— Problem to solve —
Quote, verbatim, all material below, without pictures.

— Material —
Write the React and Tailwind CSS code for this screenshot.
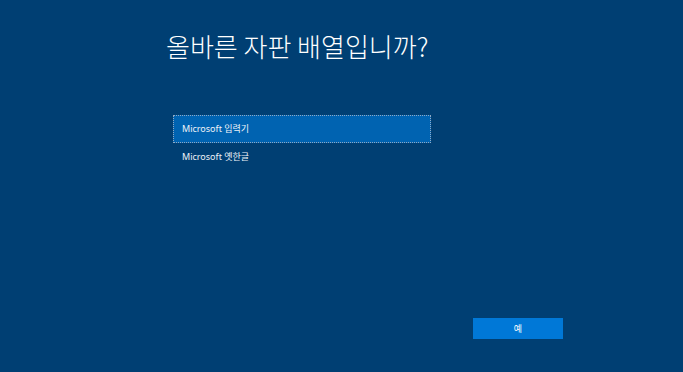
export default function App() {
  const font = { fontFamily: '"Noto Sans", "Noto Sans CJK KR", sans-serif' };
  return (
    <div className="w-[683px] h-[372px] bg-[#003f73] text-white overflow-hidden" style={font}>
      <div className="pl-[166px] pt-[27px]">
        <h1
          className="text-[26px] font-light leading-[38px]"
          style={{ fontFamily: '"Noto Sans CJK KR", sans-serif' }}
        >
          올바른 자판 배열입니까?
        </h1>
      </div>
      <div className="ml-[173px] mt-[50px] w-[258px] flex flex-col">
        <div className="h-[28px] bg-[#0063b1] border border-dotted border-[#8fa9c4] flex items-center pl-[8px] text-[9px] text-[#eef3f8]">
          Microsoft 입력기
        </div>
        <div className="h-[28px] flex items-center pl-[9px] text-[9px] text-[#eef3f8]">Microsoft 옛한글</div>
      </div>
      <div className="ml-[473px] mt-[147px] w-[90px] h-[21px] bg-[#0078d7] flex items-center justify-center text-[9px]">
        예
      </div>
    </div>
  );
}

— Problem solution —
Write the React and Tailwind CSS code for this screenshot.
export default function App() {
  const font = { fontFamily: '"Noto Sans", "Noto Sans CJK KR", sans-serif' };
  return (
    <div className="w-[683px] h-[372px] bg-[#003f73] text-white overflow-hidden" style={font}>
      <div className="pl-[166px] pt-[27px]">
        <h1
          className="text-[26px] font-light leading-[38px]"
          style={{ fontFamily: '"Noto Sans CJK KR", sans-serif' }}
        >
          올바른 자판 배열입니까?
        </h1>
      </div>
      <div className="ml-[173px] mt-[50px] w-[258px] flex flex-col">
        <div className="h-[28px] bg-[#0063b1] border border-dotted border-[#8fa9c4] flex items-center pl-[8px] text-[9px] text-[#eef3f8]">
          Microsoft 입력기
        </div>
        <div className="h-[28px] flex items-center pl-[9px] text-[9px] text-[#eef3f8]">Microsoft 옛한글</div>
      </div>
      <div className="ml-[473px] mt-[147px] w-[90px] h-[21px] bg-[#0078d7] flex items-center justify-center text-[9px]">
        예
      </div>
    </div>
  );
}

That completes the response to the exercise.